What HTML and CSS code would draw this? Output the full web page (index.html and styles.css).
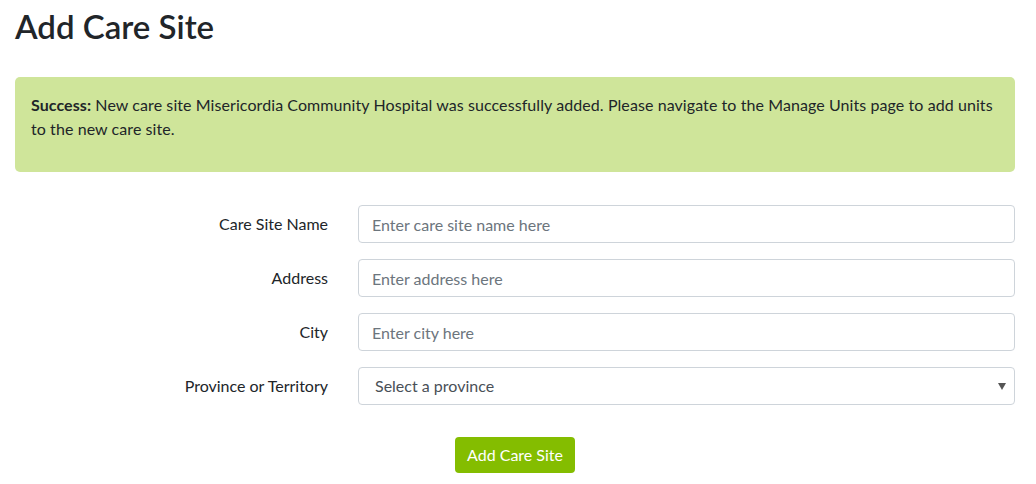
FILE: index.html
```html
<!DOCTYPE html>
<html lang="en">
<head>
<meta charset="utf-8">
<title>Add Care Site</title>
<link rel="stylesheet" href="styles.css">
</head>
<body>
<div class="page">
  <h2 class="title">Add Care Site</h2>
  <div class="alert">
    <p><strong>Success:</strong> New care site Misericordia Community Hospital was successfully added. Please navigate to the Manage Units page to add units to the new care site.</p>
  </div>
  <form class="form">
    <div class="row">
      <label class="label" for="name">Care Site Name</label>
      <input class="control" id="name" type="text" placeholder="Enter care site name here">
    </div>
    <div class="row">
      <label class="label" for="address">Address</label>
      <input class="control" id="address" type="text" placeholder="Enter address here">
    </div>
    <div class="row">
      <label class="label" for="city">City</label>
      <input class="control" id="city" type="text" placeholder="Enter city here">
    </div>
    <div class="row">
      <label class="label" for="prov">Province or Territory</label>
      <div class="select-wrap">
        <select class="control select" id="prov">
          <option>Select a province</option>
        </select>
        <svg class="caret" width="8" height="7" viewBox="0 0 8 7"><path d="M0 0H8L4 7Z" fill="#555"/></svg>
      </div>
    </div>
    <div class="actions">
      <button class="btn" type="button">Add Care Site</button>
    </div>
  </form>
</div>
</body>
</html>
```

FILE: styles.css
```css
* { box-sizing: border-box; }
html, body { margin: 0; padding: 0; background: #fff; }
body {
  font-family: Lato, "Liberation Sans", sans-serif;
  font-size: 16px;
  line-height: 1.5;
  color: #212529;
}
.page { padding: 0 21px 0 15px; }
.title {
  margin: 0;
  padding-top: 7px;
  height: 77px;
  font-size: 33px;
  font-weight: 600;
  line-height: 38px;
  color: #212529;
}
.alert {
  background: #cfe59a;
  border-radius: 5px;
  padding: 16px 16px 15px 16px;
  height: 95px;
}
.alert p { margin: 0; letter-spacing: 0.08px; }
.alert strong { font-weight: 700; }
.form { margin-top: 33px; }
.row {
  display: grid;
  grid-template-columns: 313px 1fr;
  column-gap: 30px;
  align-items: center;
  margin-bottom: 16px;
}
.label { text-align: right; }
.control {
  display: block;
  width: 100%;
  height: 38px;
  padding: 6px 13px;
  font: inherit;
  color: #495057;
  background: #fff;
  border: 1px solid #ced4da;
  border-radius: 4px;
  outline: none;
}
.control::placeholder { color: #6c757d; opacity: 1; }
.select-wrap { position: relative; }
.select {
  appearance: none;
  -webkit-appearance: none;
  padding-left: 16px;
}
.caret { position: absolute; right: 9px; top: 16px; }
.actions { display: flex; justify-content: center; padding-top: 16px; }
.btn {
  height: 36px;
  padding: 0 12px;
  font: inherit;
  color: #fff;
  background: #84bd00;
  border: 0;
  border-radius: 4px;
}
```
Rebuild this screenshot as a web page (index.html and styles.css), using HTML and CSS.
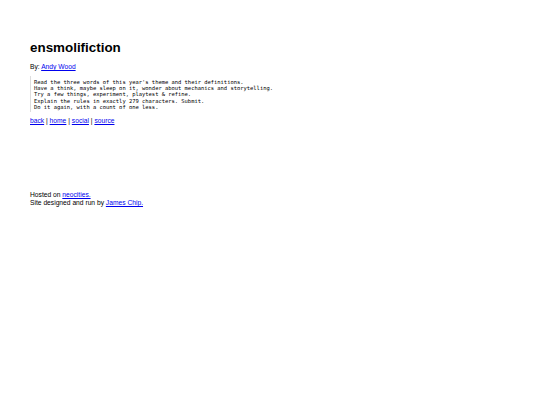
· · · · ·
Pull out all lines from the entries above in which the word "index" appears.

**Answer to this task**
What HTML and CSS code would draw this? Output the full web page (index.html and styles.css).
FILE: index.html
Rebuild this screenshot as a web page (index.html and styles.css), using HTML and CSS.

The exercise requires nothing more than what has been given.